Das Deutsche Institut für Menschenrechte wird vom Bund finanziert und arbeitet unabhängig. Es forscht und berät zu den Menschenrechten und berät die Politik. Bei der Vorlage der Erhebung hieß es, dass künftig alle zwei Jahre überprüft werden soll, wie Deutschland bei der Bekämpfung des Menschenhandels vorankomme und ob es besser als heute gelinge, die Betroffenen zu schützen und ihre Rechte zu wahren.

Nationaler Aktionsplan in Vorbereitung

Die Bundesregierung sagte zu, sich des Themas anzunehmen.
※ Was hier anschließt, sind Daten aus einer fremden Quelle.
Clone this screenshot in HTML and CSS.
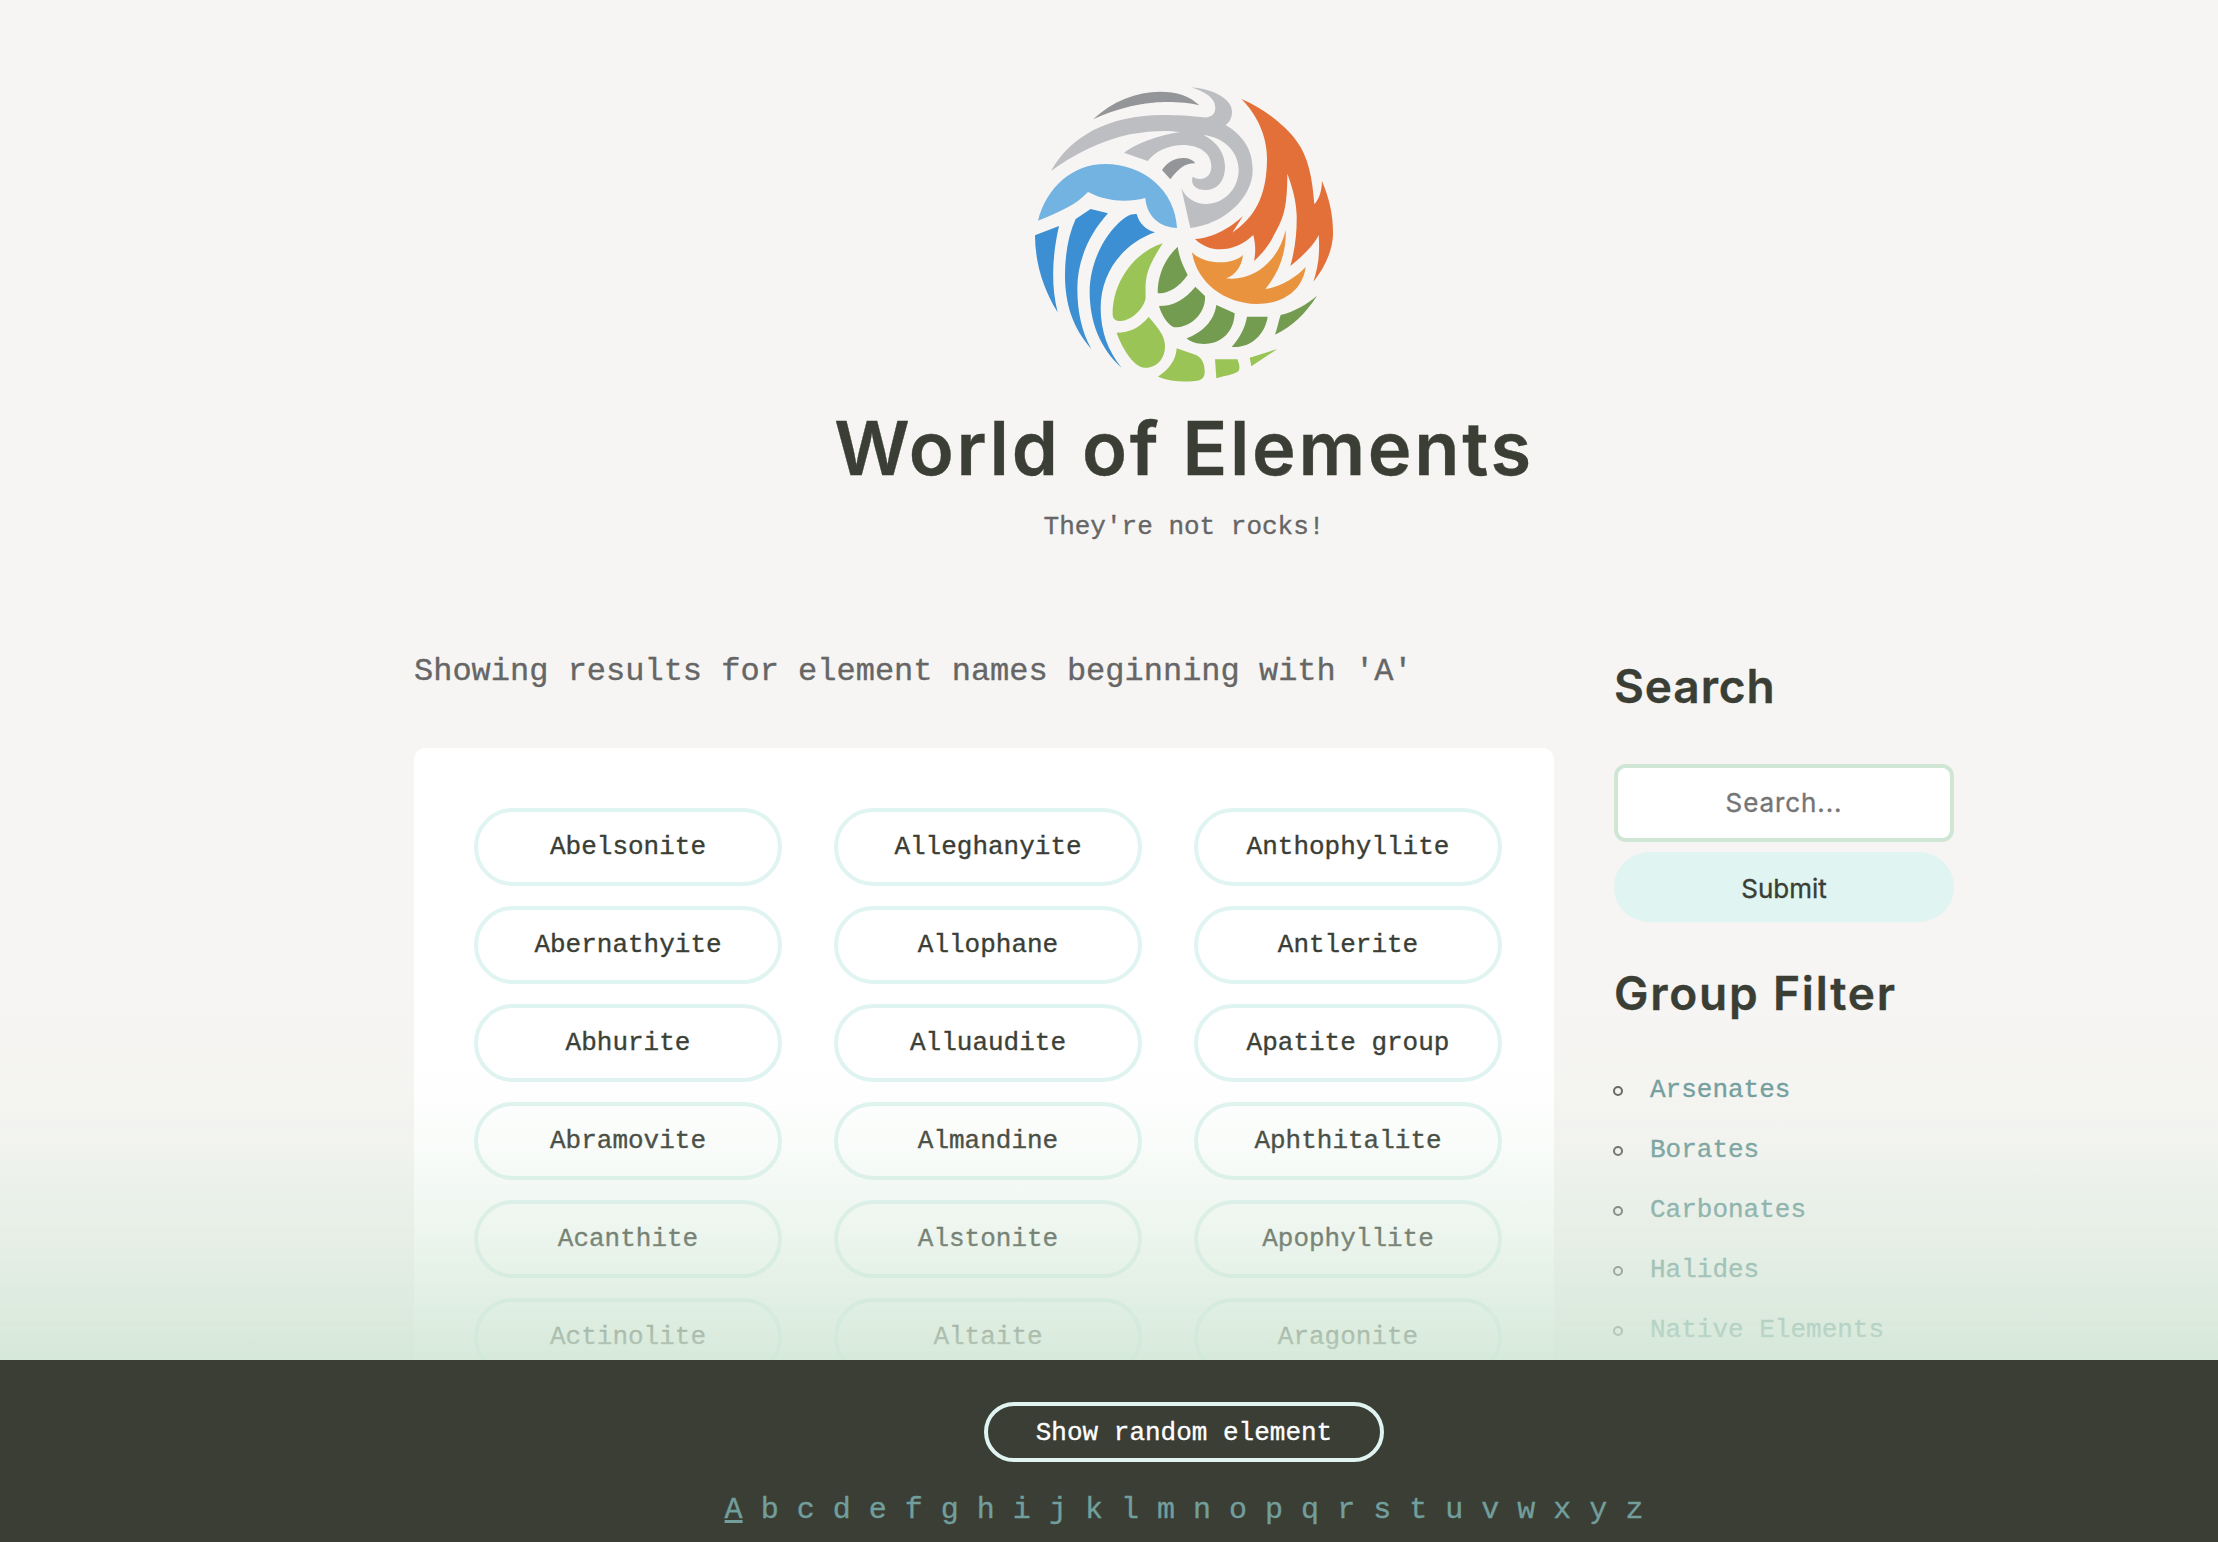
FILE: index.html
```html
<!DOCTYPE html>
<html lang="en">
<head>
<meta charset="utf-8">
<title>World of Elements</title>
<link rel="stylesheet" href="styles.css">
</head>
<body>
<header class="site-header">
  <svg class="logo" viewBox="0 0 990 960" role="img" aria-label="Four elements">
    <g fill="#939598">
      <path d="M219 133C278 78 350 50 420 50C470 50 510 63 538 91C500 81 440 79 400 83C340 88 280 105 219 133Z"/>
      <path d="M426 285C442 261 464 249 490 249C507 249 519 255 526 265C497 264 478 278 451 313Z"/>
    </g>
    <path fill="#bcbec2" d="M93 288C150 185 265 120 430 120C475 120 500 122 550 127C577 129 586 113 586 98C586 70 556 50 513 37C580 42 636 72 636 110C636 128 629 140 617 150C669 181 698 224 698 285C698 370 610 448 511 459L484 340C498 370 525 387 558 387C610 387 656 343 656 285C656 230 612 187 550 180C592 200 615 237 615 275C615 320 590 345 555 345C530 345 510 330 518 305C540 320 574 310 574 275C574 235 540 209 485 210C440 212 405 230 383 258L312 233C350 205 410 182 480 171C440 165 390 167 330 178C240 197 160 240 93 288Z"/>
    <path fill="#72b3e2" d="M54 437C80 335 160 267 255 267C370 267 465 345 471 459C420 457 380 425 376 369C320 383 260 380 204 351C168 390 120 410 54 437Z"/>
    <g fill="#3b8fd2">
      <path d="M45 481L117 453C97 540 92 630 113 712C68 640 45 560 45 481Z"/>
      <path d="M212 402L264 415C205 480 172 560 172 640C172 710 185 770 214 822C160 760 135 690 135 600C135 540 145 480 167 432Z"/>
      <path d="M350 417C357 445 378 465 405 472C300 510 242 600 242 700C242 770 265 830 305 878C240 820 209 740 209 650C209 580 240 500 290 450C315 423 335 415 350 417Z"/>
    </g>
    <g fill="#9ac456">
      <path d="M428 505C338 534 277 625 278 720C279 733 287 738 302 738C340 736 377 692 377 665C374 595 385 575 428 505Z"/>
      <path d="M290 773C330 773 358 759 386 726C420 765 435 785 435 815C435 850 410 878 378 878C342 883 302 810 290 773Z"/>
      <path d="M470 820L530 841C548 851 554 870 554 890C554 908 545 917 525 918C485 922 450 919 414 905C446 884 468 856 470 820Z"/>
      <path d="M585 853L652 853C660 870 661 888 652 891C635 900 610 903 589 910Z"/>
      <path d="M689 848L772 822L694 874Z"/>
    </g>
    <g fill="#749c51">
      <path d="M473 515C478 550 490 575 503 600C475 640 440 658 413 654C413 600 435 550 473 515Z"/>
      <path d="M417 693C460 693 495 674 526 635L555 663C558 713 514 759 462 757C442 748 425 720 417 693Z"/>
      <path d="M589 690L644 715C642 770 605 807 552 807C532 807 512 802 500 790C545 773 582 740 589 690Z"/>
      <path d="M681 725L743 725C735 780 690 820 635 816C658 790 675 760 681 725Z"/>
      <path d="M782 720C822 710 860 689 891 662C860 712 815 756 765 779C772 760 775 740 782 720Z"/>
    </g>
    <path fill="#e9933e" d="M516 532C550 568 635 573 669 540C665 575 645 602 618 610C700 620 775 560 797 465C800 525 780 590 736 642C780 636 825 610 857 576C847 650 785 687 710 687C610 685 530 620 516 532Z"/>
    <path fill="#e27038" d="M664 72C725 96 793 149 829 197C866 246 877 310 883 388C898 371 905 350 906 318C928 370 940 420 939 480C937 530 913 580 880 620C898 570 899 520 896 480C877 520 830 557 811 573C826 520 831 470 830 420C828 375 818 340 802 296C802 400 790 430 762 480C748 510 725 537 702 558C708 530 706 505 700 480C645 533 570 537 525 492C580 490 635 455 669 423L637 473C700 430 741 370 741 250C741 180 708 115 664 72Z"/>
  </svg>
  <h1 class="site-title">World of Elements</h1>
  <p class="tagline">They're not rocks!</p>
</header>

<div class="layout">
  <main>
    <p class="results">Showing results for element names beginning with 'A'</p>
    <div class="panel">
      <a class="pill">Abelsonite</a><a class="pill">Alleghanyite</a><a class="pill">Anthophyllite</a>
      <a class="pill">Abernathyite</a><a class="pill">Allophane</a><a class="pill">Antlerite</a>
      <a class="pill">Abhurite</a><a class="pill">Alluaudite</a><a class="pill">Apatite group</a>
      <a class="pill">Abramovite</a><a class="pill">Almandine</a><a class="pill">Aphthitalite</a>
      <a class="pill">Acanthite</a><a class="pill">Alstonite</a><a class="pill">Apophyllite</a>
      <a class="pill">Actinolite</a><a class="pill">Altaite</a><a class="pill">Aragonite</a>
    </div>
  </main>
  <aside>
    <h2 class="side-title side-title-search">Search</h2>
    <form class="search">
      <input class="search-input" type="text" placeholder="Search...">
      <button class="search-submit" type="button">Submit</button>
    </form>
    <h2 class="side-title side-title-group">Group Filter</h2>
    <ul class="groups">
      <li><a>Arsenates</a></li>
      <li><a>Borates</a></li>
      <li><a>Carbonates</a></li>
      <li><a>Halides</a></li>
      <li><a>Native Elements</a></li>
    </ul>
  </aside>
</div>

<footer class="dock">
  <a class="random">Show random element</a>
  <nav class="letters"><a class="current">A</a> <a>b</a> <a>c</a> <a>d</a> <a>e</a> <a>f</a> <a>g</a> <a>h</a> <a>i</a> <a>j</a> <a>k</a> <a>l</a> <a>m</a> <a>n</a> <a>o</a> <a>p</a> <a>q</a> <a>r</a> <a>s</a> <a>t</a> <a>u</a> <a>v</a> <a>w</a> <a>x</a> <a>y</a> <a>z</a></nav>
</footer>
</body>
</html>
```
FILE: styles.css
```css
*, *::before { box-sizing: border-box; margin: 0; padding: 0; }

html, body { height: 100%; overflow: hidden; }

body {
  padding-left: 150px;
  background: #f6f5f3;
  color: #666;
  font: 26px/40px "Liberation Mono", monospace;
  -webkit-text-stroke: 0.35px;
}

.site-header {
  display: flex;
  flex-direction: column;
  align-items: center;
  padding-top: 75px;
}

.logo { width: 330px; height: 320px; margin-left: 2px; }

.site-title {
  margin-top: 9px;
  color: #3a3e35;
  font: 600 74px/88px Inter, sans-serif;
  letter-spacing: 2.7px;
}

.tagline { margin-top: 15px; }

.layout {
  display: grid;
  grid-template-columns: 1140px 340px;
  column-gap: 60px;
  width: 1540px;
  margin: 101px auto 0;
}

.results { font-size: 32px; line-height: 48px; }

.panel {
  display: grid;
  grid-template-columns: repeat(3, 308px);
  gap: 20px 52px;
  margin-top: 52px;
  padding: 60px;
  border-radius: 12px;
  background: #fff;
}

.pill {
  height: 78px;
  border: 4px solid #e0f4f1;
  border-radius: 39px;
  color: #3a3e35;
  line-height: 70px;
  text-align: center;
}

.side-title {
  color: #3a3e35;
  font: 600 46px/56px Inter, sans-serif;
}

.side-title-search { margin-top: 10px; letter-spacing: 0.9px; }
.side-title-group { margin-top: 43px; letter-spacing: 1.8px; }

.search {
  display: flex;
  flex-direction: column;
  gap: 10px;
  margin-top: 50px;
}

.search-input {
  width: 100%;
  height: 78px;
  padding-bottom: 2px;
  border: 4px solid #d0e6d4;
  border-radius: 12px;
  background: #fff;
  font: 26px Inter, sans-serif;
  letter-spacing: 0.9px;
  text-align: center;
}

.search-input::placeholder { color: #757575; }

.search-submit {
  height: 70px;
  padding-top: 2px;
  border: 0;
  border-radius: 35px;
  background: #e0f4f1;
  color: #3a3e35;
  font: 26px Inter, sans-serif;
}

.groups { margin-top: 39px; list-style: none; }

.groups li {
  display: flex;
  align-items: center;
  gap: 27px;
  height: 60px;
  margin-left: -1px;
  color: #729e9c;
}

.groups li::before {
  content: "";
  width: 10px;
  height: 10px;
  margin-top: 2px;
  border: 2px solid #666;
  border-radius: 50%;
}

.dock {
  position: fixed;
  right: 0;
  bottom: 0;
  left: 0;
  display: flex;
  flex-direction: column;
  align-items: center;
  height: 182px;
  padding: 42px 0 0 150px;
  background: #3a3e35;
}

.dock::before {
  content: "";
  position: absolute;
  right: 0;
  bottom: 100%;
  left: 0;
  height: 360px;
  background: linear-gradient(
    rgba(208, 230, 212, 0),
    rgba(208, 230, 212, 0.03) 25%,
    rgba(208, 230, 212, 0.11) 39%,
    rgba(208, 230, 212, 0.41) 66%,
    rgba(208, 230, 212, 0.76) 93%,
    rgba(208, 230, 212, 0.87)
  );
  pointer-events: none;
}

.random {
  width: 400px;
  height: 60px;
  border: 4px solid #e0f4f1;
  border-radius: 30px;
  color: #fff;
  line-height: 54px;
  text-align: center;
}

.letters {
  margin-top: 28px;
  color: #729e9c;
  font-size: 30px;
}

.current { text-decoration: underline; }
```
Sie will im Frühjahr 2025 "den ersten umfassenden Nationalen Aktionsplan gegen Menschenhandel" verabschieden, wie mehrere Ministerien mitteilten. "Er umfasst eine Vielzahl von Maßnahmen zur Bekämpfung des Menschenhandels, die von Prävention und Strafverfolgung bis hin zur Unterstützung von Betroffenen und der Zusammenarbeit auf internationaler Ebene reichen."

Justizminister Marco Buschmann in einer Pressekonferenz
Bundesjustizminister Marco Buschmann: "Verabscheuungswürdige Kriminalität" (Archivbild) Bild: Achille Abboud/IMAGO

 "Jugendliche und Kinder, die oft besonders verletzlich sind, stehen im Fokus unserer Bemühungen", erklärte Bundesfamilienministerin Lisa Paus (Grüne). "Wir wollen die Täter zur Verantwortung ziehen, ihre Netzwerke zerschlagen und die Opfer schützen", erklärte Bundesinnenministerin Nancy Faeser (SPD). Bundesjustizminister Marco Buschmann (FDP) ergänzte, es müsse "entschlossen gegen diese verabscheuungswürdige Kriminalitätsform" vorgegangen werden. Der Aktionsplan werde auch auf eine effektive Strafverfolgung zielen, unter anderem durch eine intensivierte Zusammenarbeit zwischen Bund und Ländern.

Zu den Schwerpunkten des Aktionsplans sollen laut Regierung zudem ein umfassender Schutz und mehr Beratungsangebote für Betroffene gehören. Behörden und Zivilgesellschaft sollen mehr zusammenarbeiten. Eine bessere Datenlage soll dabei helfen, die Lage der Betroffenen besser zu verstehen und gezielter Maßnahmen zu entwickeln.